You know, I always thought that part of Jim’s problem was that he’s so damn tall. At 6’7”, he would intimidate people without meaning to. And, of course, there was the fact that he blew in from out of town and disrupted the editorial pecking order. I know that there were people whose noses were out of joint, who figured that they should have had his job.

The job! That was biggest part of the problem. Anyone who’s editor-in-chief of Marvel Comics might as well paint a target on their chests. You sit behind that desk, and you automatically become the designated bad guy. The only man I know of who went through that position and was still loved and respected was Archie Goodwin. Only a no-good rat-bastard would hate that man. The human race doesn’t produce anywhere near enough Archie Goodwins.

GK: The whole time you were an editor; did you know you wanted to be more on the freelancing writing side than doing the steady editorial work? Was it a big gamble back then for you?

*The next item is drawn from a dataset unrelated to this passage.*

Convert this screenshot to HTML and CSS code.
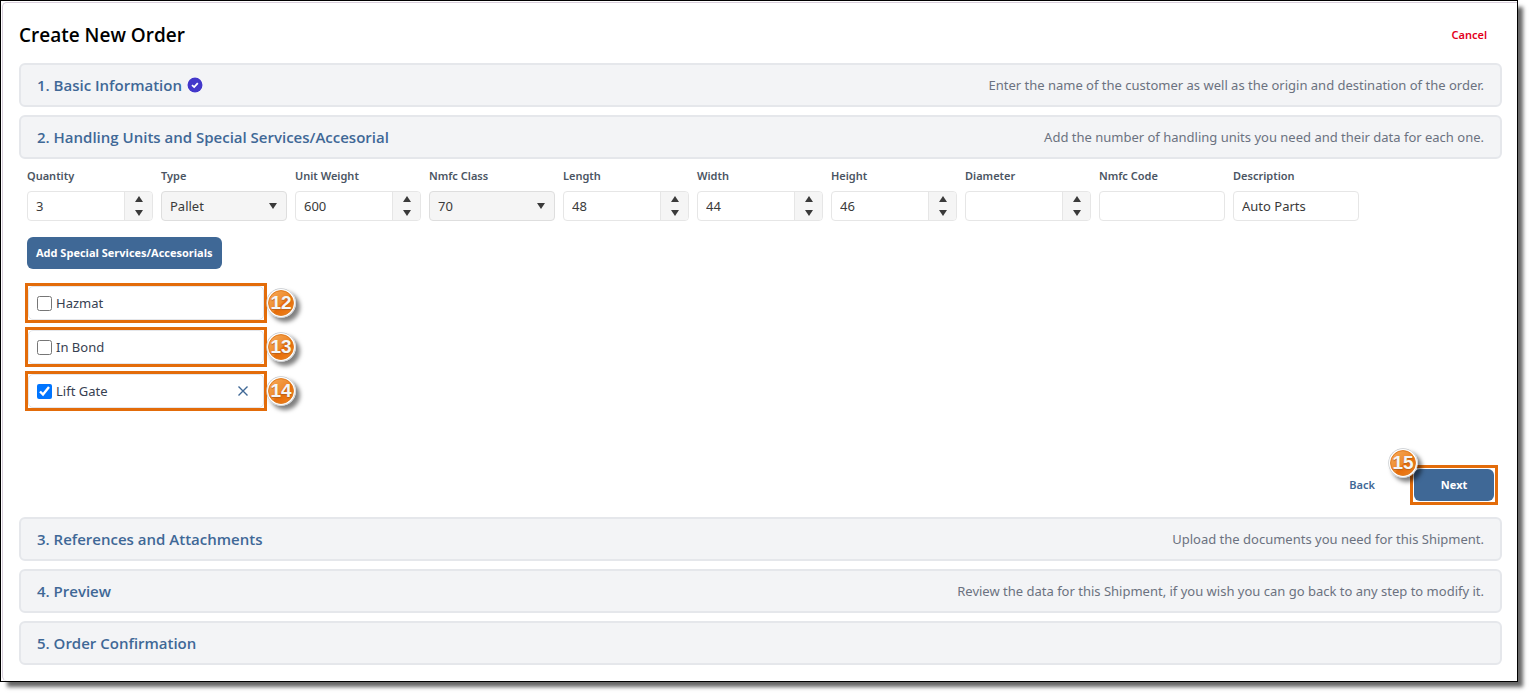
FILE: index.html
```html
<!DOCTYPE html>
<html lang="en">
<head>
<meta charset="utf-8">
<title>Create New Order</title>
<link rel="stylesheet" href="styles.css">
</head>
<body>
<svg class="defs" width="0" height="0" aria-hidden="true">
  <defs>
    <linearGradient id="orange" x1="0" y1="0" x2="1" y2="1">
      <stop offset="0" stop-color="#f6ab5c"/>
      <stop offset="0.5" stop-color="#ee8a2c"/>
      <stop offset="0.55" stop-color="#e66c0a"/>
      <stop offset="1" stop-color="#ef8420"/>
    </linearGradient>
    <symbol id="disc" viewBox="0 0 30 30">
      <circle cx="15" cy="15" r="14.7" fill="#c4c8cc"/>
      <circle cx="15" cy="15" r="14" fill="#fff"/>
      <circle cx="15" cy="15" r="12.4" fill="url(#orange)" stroke="#e07a1c" stroke-width="1"/>
    </symbol>
    <symbol id="up" viewBox="0 0 8 6"><path d="M4 0 8 6H0z"/></symbol>
    <symbol id="down" viewBox="0 0 8 6"><path d="M0 0H8L4 6z"/></symbol>
  </defs>
</svg>
<main class="frame">
  <div class="page">
    <header class="header">
      <h1 class="title">Create New Order</h1>
      <button class="cancel" type="button">Cancel</button>
    </header>

    <section class="step">
      <h2 class="step-title">1. Basic Information
        <svg class="done" viewBox="0 0 16 16" aria-hidden="true"><circle cx="8" cy="8" r="8" fill="#fff"/><circle cx="8" cy="8" r="7.5" fill="#4338ca"/><path d="M5 8.1 7.2 10.1 10.8 6.2" fill="none" stroke="#fff" stroke-width="1.8"/></svg>
      </h2>
      <p class="hint">Enter the name of the customer as well as the origin and destination of the order.</p>
    </section>

    <section class="step">
      <h2 class="step-title">2. Handling Units and Special Services/Accesorial</h2>
      <p class="hint">Add the number of handling units you need and their data for each one.</p>
    </section>

    <form class="content">
      <div class="fields">
        <div class="field"><label for="quantity">Quantity</label>
          <div class="control"><input id="quantity" type="text" value="3"><span class="spin"><button type="button" aria-label="Increase quantity"><svg><use href="#up"/></svg></button><button type="button" aria-label="Decrease quantity"><svg><use href="#down"/></svg></button></span></div></div>
        <div class="field"><label for="type">Type</label>
          <div class="control picker"><select id="type"><option>Pallet</option></select><svg class="arrow"><use href="#down"/></svg></div></div>
        <div class="field"><label for="weight">Unit Weight</label>
          <div class="control"><input id="weight" type="text" value="600"><span class="spin"><button type="button" aria-label="Increase weight"><svg><use href="#up"/></svg></button><button type="button" aria-label="Decrease weight"><svg><use href="#down"/></svg></button></span></div></div>
        <div class="field"><label for="class">Nmfc Class</label>
          <div class="control picker"><select id="class"><option>70</option></select><svg class="arrow"><use href="#down"/></svg></div></div>
        <div class="field"><label for="length">Length</label>
          <div class="control"><input id="length" type="text" value="48"><span class="spin"><button type="button" aria-label="Increase length"><svg><use href="#up"/></svg></button><button type="button" aria-label="Decrease length"><svg><use href="#down"/></svg></button></span></div></div>
        <div class="field"><label for="width">Width</label>
          <div class="control"><input id="width" type="text" value="44"><span class="spin"><button type="button" aria-label="Increase width"><svg><use href="#up"/></svg></button><button type="button" aria-label="Decrease width"><svg><use href="#down"/></svg></button></span></div></div>
        <div class="field"><label for="height">Height</label>
          <div class="control"><input id="height" type="text" value="46"><span class="spin"><button type="button" aria-label="Increase height"><svg><use href="#up"/></svg></button><button type="button" aria-label="Decrease height"><svg><use href="#down"/></svg></button></span></div></div>
        <div class="field"><label for="diameter">Diameter</label>
          <div class="control"><input id="diameter" type="text"><span class="spin"><button type="button" aria-label="Increase diameter"><svg><use href="#up"/></svg></button><button type="button" aria-label="Decrease diameter"><svg><use href="#down"/></svg></button></span></div></div>
        <div class="field"><label for="code">Nmfc Code</label>
          <div class="control"><input id="code" type="text"></div></div>
        <div class="field"><label for="description">Description</label>
          <div class="control"><input id="description" type="text" value="Auto Parts"></div></div>
      </div>

      <button class="primary add" type="button">Add Special Services/Accesorials</button>

      <div class="services">
        <div class="callout service">
          <div class="service-box"><input id="hazmat" type="checkbox"><label for="hazmat">Hazmat</label></div>
          <span class="badge"><svg><use href="#disc"/></svg><b>12</b></span>
        </div>
        <div class="callout service">
          <div class="service-box"><input id="bond" type="checkbox"><label for="bond">In Bond</label></div>
          <span class="badge"><svg><use href="#disc"/></svg><b>13</b></span>
        </div>
        <div class="callout service">
          <div class="service-box"><input id="gate" type="checkbox" checked><label for="gate">Lift Gate</label>
            <button class="remove" type="button" aria-label="Remove Lift Gate"><svg viewBox="0 0 10 10"><path d="M0.5 0.5 9.5 9.5M9.5 0.5 0.5 9.5"/></svg></button></div>
          <span class="badge"><svg><use href="#disc"/></svg><b>14</b></span>
        </div>
      </div>

      <div class="actions">
        <button class="back" type="button">Back</button>
        <div class="callout next-wrap">
          <button class="primary next" type="button">Next</button>
          <span class="badge corner"><svg><use href="#disc"/></svg><b>15</b></span>
        </div>
      </div>
    </form>

    <section class="step">
      <h2 class="step-title">3. References and Attachments</h2>
      <p class="hint">Upload the documents you need for this Shipment.</p>
    </section>
    <section class="step">
      <h2 class="step-title">4. Preview</h2>
      <p class="hint">Review the data for this Shipment, if you wish you can go back to any step to modify it.</p>
    </section>
    <section class="step">
      <h2 class="step-title">5. Order Confirmation</h2>
    </section>
  </div>
</main>
</body>
</html>
```
FILE: styles.css
```css
* {
  box-sizing: border-box;
}

body {
  margin: 0;
  padding: 0 15px 14px 0;
  background: #fff;
  color: #374151;
  font: 13px/20px "Noto Sans", "Open Sans", sans-serif;
}

button,
input,
select {
  margin: 0;
  font: inherit;
  color: inherit;
}

h1,
h2,
p {
  margin: 0;
}

.defs {
  position: absolute;
}

.frame {
  padding: 1px 0 0 1px;
  border: 1px solid #000;
  box-shadow: 6px 6px 4px -1px rgba(0, 0, 0, 0.6);
}

.page {
  display: flex;
  flex-direction: column;
  gap: 8px;
  padding: 12px 15px 16px 16px;
  border: solid #d9cfdc;
  border-width: 1px 0 0 1px;
  border-radius: 5px 0 0 5px;
}

.header {
  display: flex;
  align-items: center;
  justify-content: space-between;
  height: 40px;
  padding-right: 15px;
}

.title {
  color: #000;
  font-family: "Open Sans", sans-serif;
  font-size: 19px;
  line-height: 28px;
  font-weight: 600;
}

.cancel,
.back {
  padding: 0;
  border: 0;
  background: none;
  font-size: 11px;
  font-weight: 600;
}

.cancel {
  color: #e3001b;
}

.step {
  display: flex;
  align-items: center;
  justify-content: space-between;
  height: 44px;
  padding: 0 16px;
  border: 2px solid #e5e7eb;
  border-radius: 6px;
  background: #f3f4f6;
}

.step-title {
  display: flex;
  align-items: center;
  gap: 5px;
  color: #3f6896;
  font-family: "Open Sans", sans-serif;
  font-size: 15px;
  line-height: 24px;
  font-weight: 600;
}

.done {
  width: 16px;
  height: 16px;
}

.hint {
  color: #6b7280;
}

.content {
  display: flex;
  flex-direction: column;
  padding: 0 4px 4px 6px;
}

.fields {
  display: flex;
  gap: 8px;
  padding-left: 2px;
}

.field {
  display: flex;
  flex-direction: column;
  gap: 6px;
  flex: 0 1 126px;
  min-width: 0;
}

.field label {
  color: #4b5563;
  font-size: 11px;
  line-height: 18px;
  font-weight: 600;
}

.control {
  display: flex;
  position: relative;
  height: 30px;
  border: 1px solid #e6e6e6;
  border-radius: 4px;
  overflow: hidden;
}

.control input,
.control select {
  flex: 1;
  min-width: 0;
  padding: 0 8px;
  border: 0;
  background: none;
  color: #3a3a3a;
  outline: 0;
}

.control select {
  appearance: none;
}

.picker {
  border-color: #dedede;
  background: #f5f5f5;
}

.arrow {
  position: absolute;
  top: 11px;
  right: 9px;
  width: 8px;
  height: 6px;
  fill: #3a3a3a;
  pointer-events: none;
}

.spin {
  display: flex;
  flex-direction: column;
  width: 28px;
  border-left: 1px solid #e6e6e6;
  background: #f5f5f5;
}

.spin button {
  display: flex;
  flex: 1;
  align-items: center;
  justify-content: center;
  padding: 0;
  border: 0;
  background: none;
}

.spin svg {
  width: 8px;
  height: 6px;
  fill: #3a3a3a;
}

.primary {
  height: 32px;
  border: 0;
  border-radius: 6px;
  background: #3f6896;
  color: #fff;
  font-family: "Open Sans", sans-serif;
  font-size: 11px;
  font-weight: 700;
}

.add {
  align-self: flex-start;
  margin: 16px 0 14px 2px;
  padding: 0 9px;
}

.services {
  display: flex;
  flex-direction: column;
  gap: 4px;
}

.callout {
  position: relative;
  height: 40px;
  border: 3px solid #e36c0a;
}

.service {
  width: 242px;
}

.service-box {
  display: flex;
  align-items: center;
  gap: 4px;
  height: 34px;
  padding: 0 13px 0 8px;
  border: 1px solid #e5e7eb;
  border-radius: 5px;
}

.service-box input {
  width: 15px;
  height: 15px;
}

.remove {
  display: flex;
  margin-left: auto;
  padding: 2px;
  border: 0;
  background: none;
}

.remove svg {
  width: 10px;
  height: 10px;
  fill: none;
  stroke: #3f6896;
  stroke-width: 1.4;
}

.badge {
  position: absolute;
  top: 2px;
  left: 238px;
  display: grid;
  place-items: center;
  width: 30px;
  height: 30px;
  border-radius: 50%;
  box-shadow: 4px 4px 4px rgba(0, 0, 0, 0.5);
}

.badge svg,
.badge b {
  grid-area: 1 / 1;
}

.badge svg {
  width: 30px;
  height: 30px;
}

.badge b {
  color: #f4f6f8;
  font: bold 19px/20px "Liberation Sans", Arial, sans-serif;
  text-shadow: 0 1px 1px #b9611b;
}

.corner {
  top: -20px;
  left: -25px;
}

.actions {
  display: flex;
  align-items: center;
  justify-content: flex-end;
  gap: 35px;
  margin-top: 54px;
}

.back {
  color: #3f6896;
}

.next-wrap {
  padding: 1px;
}

.next {
  width: 80px;
}
```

RS: I thought it was. There was a certain degree of security in being an editor, even though the hours were long and it never paid all that well – especially for anyone living in the city. But after a few years of being an editor all day and writing at night and weekends, I was running myself ragged. And I was always worried about meeting my deadlines. Which made things even worse – how could I bug my freelancers about getting work in on time, if I was struggling to do the same? My initial solution was to give up my writing assignments. But once I did that I was miserable.

I really missed writing, and all the frustrations of being an editor were starting to get to me. So, I was sitting at home one night, being miserable, and Jim gave me a call. I remember, he said something like: “You’re not happy in your job, are you?” “No, not really.” “You enjoy writing, why don’t you do that full time?” “Because I couldn’t make a living doing it.” And he said, “Sure, you could.” Then he started talking terms and rates, and in just a few weeks, I had an exclusive contract to write for Marvel Comics full time.